Casi 600.000 coches han salido y vuelto a entrar en Barcelona entre el Jueves Santo y este lunes de Pascua. Se han formado colas kilométricas ambos días; y también el viernes, el sábado y el domingo.
La pregunta es: ¿para qué? Los medios de comunicación han retratado el fenómeno contando en simultáneo cómo se colapsaban las carreteras y cómo se abarrotaban hoteles, campings y casas rurales; bares, terrazas y restaurantes. También han preguntado a la gente. La respuesta más recurrente era que habían dejado Barcelona como quien escapa de algo, como quien se libra por fin de esa especie de cárcel que han supuesto las medidas tomadas para combatir la pandemia a partir de marzo del 2020.

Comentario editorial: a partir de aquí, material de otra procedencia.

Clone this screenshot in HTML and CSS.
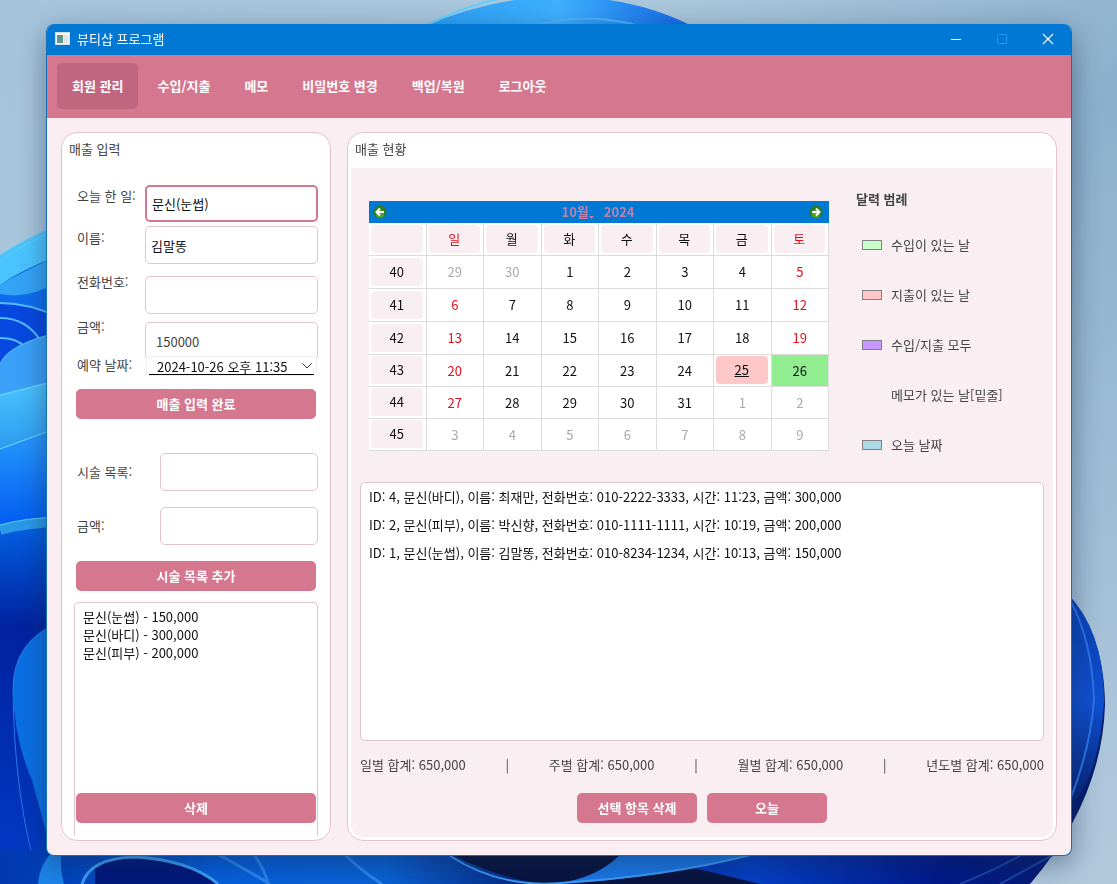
FILE: index.html
```html
<!DOCTYPE html>
<html lang="ko">
<head>
<meta charset="utf-8">
<title>뷰티샵 프로그램</title>
<link rel="stylesheet" href="styles.css">
</head>
<body>
<svg class="wallpaper" viewBox="0 0 1117 884" preserveAspectRatio="xMidYMid slice" aria-hidden="true">
  <defs>
    <linearGradient id="sky" x1="0" y1="0" x2="1" y2="1"><stop offset="0" stop-color="#a6c4dc"/><stop offset=".3" stop-color="#abc7db"/><stop offset=".55" stop-color="#8cb0cc"/><stop offset="1" stop-color="#b3cade"/></linearGradient>
    <linearGradient id="petal" x1="0" y1="0" x2="1" y2="0"><stop offset="0" stop-color="#28a0f5"/><stop offset=".5" stop-color="#3fb0ff"/><stop offset="1" stop-color="#1166e6"/></linearGradient>
    <linearGradient id="azure" x1="0" y1="0" x2="1" y2="1"><stop offset="0" stop-color="#39b4ff"/><stop offset="1" stop-color="#0450e0"/></linearGradient>
    <linearGradient id="cyan" x1="0" y1="0" x2="0" y2="1"><stop offset="0" stop-color="#4cc6ff"/><stop offset="1" stop-color="#2d9af0"/></linearGradient>
    <linearGradient id="royal" x1="0" y1="0" x2="0" y2="1"><stop offset="0" stop-color="#2a9cff"/><stop offset="1" stop-color="#005af0"/></linearGradient>
    <linearGradient id="deep" x1="0" y1="0" x2="0" y2="1"><stop offset="0" stop-color="#0566e8"/><stop offset=".3" stop-color="#0022a0"/><stop offset="1" stop-color="#003cc8"/></linearGradient>
    <linearGradient id="floor" x1="0" y1="0" x2="1" y2="0"><stop offset="0" stop-color="#0038b0"/><stop offset=".2" stop-color="#0560df"/><stop offset=".35" stop-color="#0a62d6"/><stop offset=".5" stop-color="#041c70"/><stop offset=".68" stop-color="#0440c8"/><stop offset=".85" stop-color="#00188c"/><stop offset="1" stop-color="#081d68"/></linearGradient>
    <linearGradient id="rim" x1="0" y1="0" x2="0" y2="1"><stop offset="0" stop-color="#0a3fb0"/><stop offset=".5" stop-color="#1050d0"/><stop offset="1" stop-color="#06206e"/></linearGradient>
  </defs>
  <rect width="1117" height="884" fill="url(#sky)"/>
  <path d="M425 26Q490-2 560-4Q635-3 692 26V60H425Z" fill="url(#petal)"/>
  <path d="M425 26Q480-2 530-6" fill="none" stroke="#62d0ff" stroke-width="2"/>
  <path d="M540 24Q590 12 640 26" fill="none" stroke="#4cb4f8" stroke-width="2"/>
  <path d="M0 255Q24 239 60 224V884H0Z" fill="url(#cyan)"/>
  <path d="M0 284Q20 270 60 254V330H0Z" fill="#0f6cf0"/>
  <path d="M0 284L60 254V280Q30 300 0 294Z" fill="#34a4f6"/>
  <path d="M0 262Q20 245 60 228M0 284Q20 270 60 254" fill="none" stroke="#5fd2fa" stroke-width="1"/>
  <path d="M0 303Q30 303 60 318V400H0Z" fill="#0648e0"/>
  <path d="M0 303Q30 303 60 318M0 318Q26 318 40 340M0 338Q16 338 24 346" fill="none" stroke="#55bcf8" stroke-width="2"/>
  <path d="M0 395V364Q8 344 60 332V395Z" fill="#3aa0f8"/>
  <path d="M0 364Q8 344 60 332" fill="none" stroke="#63c4fa" stroke-width="1"/>
  <path d="M0 395L60 379V440L0 450Z" fill="url(#cyan)"/>
  <path d="M0 449L60 427V530H0Z" fill="url(#royal)"/>
  <path d="M0 395L60 380M0 449L60 427" fill="none" stroke="#6fe0f4" stroke-width="1"/>
  <path d="M0 524Q26 518 60 516V884H0Z" fill="url(#deep)"/>
  <path d="M0 530Q24 523 60 522" fill="none" stroke="#2a9ae8" stroke-width="10"/>
  <path d="M0 525Q24 518 60 517" fill="none" stroke="#58cdf4" stroke-width="1"/>
  <path d="M60 622Q13 640 13 690Q14 740 32 780L60 884Z" fill="#0b6fe4"/>
  <path d="M60 622Q13 640 13 690Q14 800 40 884" fill="none" stroke="#2b78ea" stroke-width="1"/>
  <path d="M1060 590Q1104 625 1105 705Q1102 800 1030 884H0V850H1060Z" fill="url(#floor)"/>
  <path d="M1066 592Q1104 630 1104 700Q1100 778 1066 812Z" fill="url(#rim)"/>
  <path d="M1070 600Q1092 640 1094 700Q1090 750 1070 800" fill="none" stroke="#2b74e8" stroke-width="2"/>
  <path d="M210 850Q240 866 270 884M250 850Q264 866 268 884M340 850Q360 870 382 884" fill="none" stroke="#2c86f0" stroke-width="3"/>
  <path d="M38 884Q40 862 55 850H62Q59 866 64 884Z" fill="#1c84e8"/>
  <path d="M95 884V866Q110 857 135 857Q190 860 218 884Z" fill="#00187c"/>
  <path d="M82 884Q90 858 135 857Q190 860 218 884" fill="none" stroke="#3ba0f4" stroke-width="3"/>
  <path d="M450 854Q510 884 560 884H760Q690 866 620 854Z" fill="#081440"/>
  <path d="M560 884Q660 878 750 855H620Q590 884 540 884Z" fill="#1a78e8"/>
  <path d="M450 856Q500 888 560 883Q670 876 750 855" fill="none" stroke="#3c9cf4" stroke-width="2"/>
  <path d="M960 884Q1000 868 1030 850M1000 884Q1040 862 1062 850" fill="none" stroke="#1846a8" stroke-width="2"/>
</svg>

<div class="window">
  <header class="titlebar">
    <svg class="app-icon" viewBox="0 0 16 14" aria-hidden="true"><rect x=".5" y=".5" width="14" height="12" fill="#f4f6f6" stroke="#d5dde4"/><rect x="2" y="3" width="6" height="8" fill="#5c9a84"/><rect x="2" y="3" width="2" height="8" fill="#6a8cb0"/><rect x="9" y="3" width="4" height="8" fill="#dfe3e6"/></svg>
    <h1 class="app-title">뷰티샵 프로그램</h1>
    <button class="win-btn" type="button" aria-label="최소화"><svg viewBox="0 0 12 12"><path d="M1 6.5H11" stroke="#fff"/></svg></button>
    <button class="win-btn" type="button" aria-label="최대화" disabled><svg viewBox="0 0 12 12"><rect x="1.5" y="1.5" width="9" height="9" rx="1" fill="none" stroke="#2c97ee"/></svg></button>
    <button class="win-btn" type="button" aria-label="닫기"><svg viewBox="0 0 12 12"><path d="M1 1L11 11M11 1L1 11" stroke="#fff" stroke-width="1.2"/></svg></button>
  </header>

  <nav class="menu">
    <button class="menu-item active" type="button">회원 관리</button>
    <button class="menu-item" type="button">수입/지출</button>
    <button class="menu-item" type="button">메모</button>
    <button class="menu-item" type="button">비밀번호 변경</button>
    <button class="menu-item" type="button">백업/복원</button>
    <button class="menu-item" type="button">로그아웃</button>
  </nav>

  <main class="content">
    <section class="panel entry">
      <h2 class="panel-title">매출 입력</h2>
      <form class="sale-form">
        <div class="sale-labels">
          <label for="work">오늘 한 일:</label>
          <label for="name">이름:</label>
          <label for="phone">전화번호:</label>
          <label for="amount">금액:</label>
          <label for="date">예약 날짜:</label>
        </div>
        <div class="sale-fields">
          <input class="field focused" id="work" type="text" value="문신(눈썹)">
          <input class="field" id="name" type="text" value="김말똥">
          <input class="field" id="phone" type="text">
          <input class="field amount" id="amount" type="text" value="150000">
          <div class="date-wrap">
            <select class="date" id="date"><option>2024-10-26 오후 11:35</option></select>
            <svg class="chevron" viewBox="0 0 10 6" aria-hidden="true"><path d="M.5 .5L5 5L9.500 .5" fill="none" stroke="#333"/></svg>
          </div>
        </div>
      </form>
      <button class="btn wide" type="button">매출 입력 완료</button>
      <form class="service-form">
        <label for="service">시술 목록:</label>
        <input class="field" id="service" type="text">
        <label for="price">금액:</label>
        <input class="field" id="price" type="text">
      </form>
      <button class="btn wide" type="button">시술 목록 추가</button>
      <div class="service-box">
        <ul class="service-list">
          <li>문신(눈썹) - 150,000</li>
          <li>문신(바디) - 300,000</li>
          <li>문신(피부) - 200,000</li>
        </ul>
        <button class="btn remove" type="button">삭제</button>
      </div>
    </section>

    <section class="panel status">
      <h2 class="panel-title">매출 현황</h2>
      <div class="board">
        <div class="overview">
          <div class="calendar">
            <div class="cal-bar">
              <button class="cal-nav" type="button" aria-label="이전 달"><svg viewBox="0 0 14 14"><circle cx="7" cy="7" r="6.500" fill="#2c7d22"/><circle cx="7" cy="9" r="4" fill="#4aa52e"/><path d="M7 3.500L3.500 7L7 10.500M4 7H11" fill="none" stroke="#fff" stroke-width="2"/></svg></button>
              <div class="cal-caption"><button class="cal-month" type="button">10월<svg class="caret" viewBox="0 0 5 3" aria-hidden="true"><path d="M0 0H5L2.500 3Z" fill="#d4778f"/></svg></button><span>2024</span></div>
              <button class="cal-nav" type="button" aria-label="다음 달"><svg viewBox="0 0 14 14"><circle cx="7" cy="7" r="6.500" fill="#2c7d22"/><circle cx="7" cy="9" r="4" fill="#4aa52e"/><path d="M7 3.500L10.500 7L7 10.500M10 7H3" fill="none" stroke="#fff" stroke-width="2"/></svg></button>
            </div>
            <table class="cal-grid">
              <thead>
                <tr><td><span class="tile"></span></td><th scope="col" class="red"><span class="tile">일</span></th><th scope="col"><span class="tile">월</span></th><th scope="col"><span class="tile">화</span></th><th scope="col"><span class="tile">수</span></th><th scope="col"><span class="tile">목</span></th><th scope="col"><span class="tile">금</span></th><th scope="col" class="red"><span class="tile">토</span></th></tr>
              </thead>
              <tbody>
                <tr class="tall"><th scope="row"><span class="tile">40</span></th><td class="out">29</td><td class="out">30</td><td>1</td><td>2</td><td>3</td><td>4</td><td class="red">5</td></tr>
                <tr class="tall"><th scope="row"><span class="tile">41</span></th><td class="red">6</td><td>7</td><td>8</td><td>9</td><td>10</td><td>11</td><td class="red">12</td></tr>
                <tr class="tall"><th scope="row"><span class="tile">42</span></th><td class="red">13</td><td>14</td><td>15</td><td>16</td><td>17</td><td>18</td><td class="red">19</td></tr>
                <tr><th scope="row"><span class="tile">43</span></th><td class="red">20</td><td>21</td><td>22</td><td>23</td><td>24</td><td><span class="tile spent">25</span></td><td class="today">26</td></tr>
                <tr><th scope="row"><span class="tile">44</span></th><td class="red">27</td><td>28</td><td>29</td><td>30</td><td>31</td><td class="out">1</td><td class="out">2</td></tr>
                <tr><th scope="row"><span class="tile">45</span></th><td class="out">3</td><td class="out">4</td><td class="out">5</td><td class="out">6</td><td class="out">7</td><td class="out">8</td><td class="out">9</td></tr>
              </tbody>
            </table>
          </div>
          <aside class="legend">
            <h3 class="legend-title">달력 범례</h3>
            <ul class="legend-list">
              <li><span class="swatch income"></span>수입이 있는 날</li>
              <li><span class="swatch expense"></span>지출이 있는 날</li>
              <li><span class="swatch both"></span>수입/지출 모두</li>
              <li><span class="swatch none"></span>메모가 있는 날[밑줄]</li>
              <li><span class="swatch now"></span>오늘 날짜</li>
            </ul>
          </aside>
        </div>
        <ul class="records">
          <li>ID: 4, 문신(바디), 이름: 최재만, 전화번호: 010-2222-3333, 시간: 11:23, 금액: 300,000</li>
          <li>ID: 2, 문신(피부), 이름: 박신향, 전화번호: 010-1111-1111, 시간: 10:19, 금액: 200,000</li>
          <li>ID: 1, 문신(눈썹), 이름: 김말똥, 전화번호: 010-8234-1234, 시간: 10:13, 금액: 150,000</li>
        </ul>
        <div class="totals">
          <span>일별 합계: 650,000</span><span>|</span>
          <span>주별 합계: 650,000</span><span>|</span>
          <span>월별 합계: 650,000</span><span>|</span>
          <span>년도별 합계: 650,000</span>
        </div>
        <div class="actions">
          <button class="btn" type="button">선택 항목 삭제</button>
          <button class="btn" type="button">오늘</button>
        </div>
      </div>
    </section>
  </main>
</div>
</body>
</html>
```
FILE: styles.css
```css
* { box-sizing: border-box; }

body {
  margin: 0;
  min-height: 100vh;
  display: flex;
  padding: 24px 45px 28px 46px;
  font: 13px/20px "Noto Sans CJK KR", "Noto Sans", sans-serif;
  color: #111;
}

h1, h2, h3, ul { margin: 0; padding: 0; font-size: 13px; font-weight: 400; list-style: none; }
button, input, select { font: inherit; color: inherit; }
button { border: 0; padding: 0; background: none; }

.wallpaper { position: fixed; inset: 0; width: 100%; height: 100%; z-index: -1; }

.window {
  flex: 1;
  display: flex;
  flex-direction: column;
  border: 1px solid #1470b8;
  border-top: 0;
  border-radius: 8px;
  overflow: hidden;
  background: #faeef2;
  box-shadow: 0 8px 28px rgba(20, 40, 70, .45);
}

.titlebar { display: flex; align-items: center; height: 31px; padding: 0 0 1px 8px; background: #0078d4; color: #fff; }
.app-icon { width: 16px; height: 14px; margin-right: 6px; }
.app-title { flex: 1; }
.win-btn { display: flex; align-items: center; justify-content: center; width: 46px; height: 30px; }
.win-btn svg { width: 12px; height: 12px; }

.menu { display: flex; gap: 4px; padding: 8px 10px 9px; background: #d4778f; }
.menu-item { height: 46px; padding: 0 15px; border-radius: 5px; color: #fff; font-weight: 700; }
.menu-item.active { background: #c16680; }

.content { flex: 1; display: flex; gap: 16px; padding: 14px; }
.panel { display: flex; flex-direction: column; border: 1px solid #e3c3ce; border-radius: 16px; background: #fff; }
.panel-title { padding: 6px 7px 0; color: #444; }

.entry { width: 270px; }
.entry label { color: #444; }
.sale-form { display: flex; margin: 26px 12px 14px; }
.sale-labels { width: 71px; padding: 1px 0 0 3px; display: grid; grid-template-rows: 42px 44px 45px 38px 20px; }
.sale-fields { flex: 1; min-width: 0; }
.field { display: block; width: 100%; height: 38px; padding: 0 5px; border: 1px solid #e3c3ce; border-radius: 5px; background: #fff; outline: 0; }
.field.focused { height: 37px; border: 2px solid #d4778f; margin-bottom: 4px; }
#name { margin-bottom: 12px; }
#phone { margin-bottom: 8px; }
.field.amount { padding-left: 10px; color: #444; }
.date-wrap { position: relative; margin: -3px 2px 0; padding: 1px 2px 0; border-radius: 4px 4px 0 0; background: #fff; box-shadow: 0 0 0 1px #f4eef0; }
.date { display: block; width: 100%; height: 17px; padding: 0 0 0 8px; appearance: none; border: 0; border-bottom: 1px solid #000; border-radius: 0; background: #fff; line-height: 15px; }
.chevron { position: absolute; right: 4px; top: 6px; width: 10px; height: 6px; }

.btn { height: 30px; border-radius: 5px; background: #d4778f; color: #fff; font-weight: 700; }
.wide { margin: 0 14px; }
.service-form { display: grid; grid-template-columns: 83px 1fr; row-gap: 16px; align-items: center; margin: 34px 12px 16px 15px; }
.service-box { flex: 1; display: flex; flex-direction: column; margin: 11px 12px 4px; padding: 0 1px 13px; border: 1px solid #e3c3ce; border-bottom: 0; border-radius: 5px 5px 0 0; }
.service-list { padding: 5px 7px; line-height: 18px; }
.remove { margin-top: auto; }

.status { flex: 1; min-width: 0; padding: 0 3px 3px; }
.status .panel-title { padding: 6px 4px 0; }
.board { flex: 1; display: flex; flex-direction: column; margin-top: 9px; padding: 21px 9px 14px; border-radius: 0 0 12px 12px; background: #f9eff3; }
.overview { display: flex; gap: 27px; padding-left: 9px; margin-bottom: 27px; }
.calendar { flex: 1; padding-top: 12px; }
.cal-bar { display: flex; align-items: center; justify-content: space-between; height: 22px; padding: 0 6px 0 4px; background: #0078d4; }
.cal-nav, .cal-nav svg { display: block; width: 14px; height: 14px; }
.cal-caption { display: flex; gap: 10px; color: #bf81ac; font-weight: 700; }
.cal-month { display: flex; align-items: flex-end; }
.caret { width: 5px; height: 3px; margin-bottom: 3px; }

.cal-grid { width: 100%; table-layout: fixed; border-collapse: separate; border-spacing: 0; background: #fff; text-align: center; }
.cal-grid th, .cal-grid td { height: 32px; padding: 0; border: solid #dcdcdc; border-width: 0 1px 1px 0; font-weight: 400; }
.cal-grid thead td, .cal-grid thead th, .cal-grid .tall th, .cal-grid .tall td { height: 33px; }
.tile { display: block; height: 28px; margin: 1px 3px 2px 2px; border-radius: 4px; background: #f9eff3; line-height: 28px; }
.red { color: #e0101c; }
.out { color: #aaa; }
.spent { background: #ffc8c8; text-decoration: underline; }
.cal-grid .today { background: #90ee90; }

.legend { width: 188px; color: #444; }
.legend-title { font-weight: 700; }
.legend-list { display: grid; gap: 30px; padding: 26px 0 0 6px; }
.legend-list li { display: flex; align-items: center; gap: 9px; }
.swatch { width: 20px; height: 10px; border: 1px solid #808080; }
.income { background: #c8ffc8; }
.expense { background: #ffc8c8; }
.both { background: #c896ff; }
.none { border-color: transparent; }
.now { background: #add8e6; }

.records { flex: 1; padding: 0 8px; border: 1px solid #e3c3ce; border-radius: 5px; background: #fff; line-height: 28px; }
.totals { display: flex; justify-content: space-between; margin: 14px 0 18px; color: #444; }
.actions { display: flex; justify-content: center; gap: 10px; }
.actions .btn { width: 120px; }
```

El asunto merece un estudio sociológico porque salir como el que se fuga, como si en ello te fuera la vida, para tragar atascos en las carreteras, pagar una gasolina a precio récord, llegar a un destino encarecido y saturado, y volver con nuevos embotellamientos es de locos. Ni siquiera lo puede justificar la momentánea subida de temperaturas.
Es discutible que la alternativa fuese quedarse en la ciudad, atestada como estaba de turistas y visitantes, entre ellos los 35.000 seguidores del Eintract que dieron la sorpresa por partida doble el Jueves Santo dentro y fuera del Camp Nou. Que le pregunten si no a Jordi Rabassa, concejal de Ciutat Vella, que se ha llevado las manos a la cabeza tras las protestas de los vecinos por la invasión incívica. Como se decía antes, estos de Barcelona en Comú solo se acuerdan de Santa Bárbara cuando truena..
Es difícil saber si esa renovada ansia por alejarse de Barcelona –este tipo de colas kilométricas agravadas por accidentes frecuentes se vienen sucediendo desde la supresión de los peajes en septiembre pasado-- es únicamente una respuesta postpandemia, pero en todo caso envía un claro mensaje de agotamiento del modelo turístico. ¿Hasta cuándo seguiremos gastando nuestro dinero y tiempo para obtener una gratificación tan dudosa? ¿Hacen falta más avisos?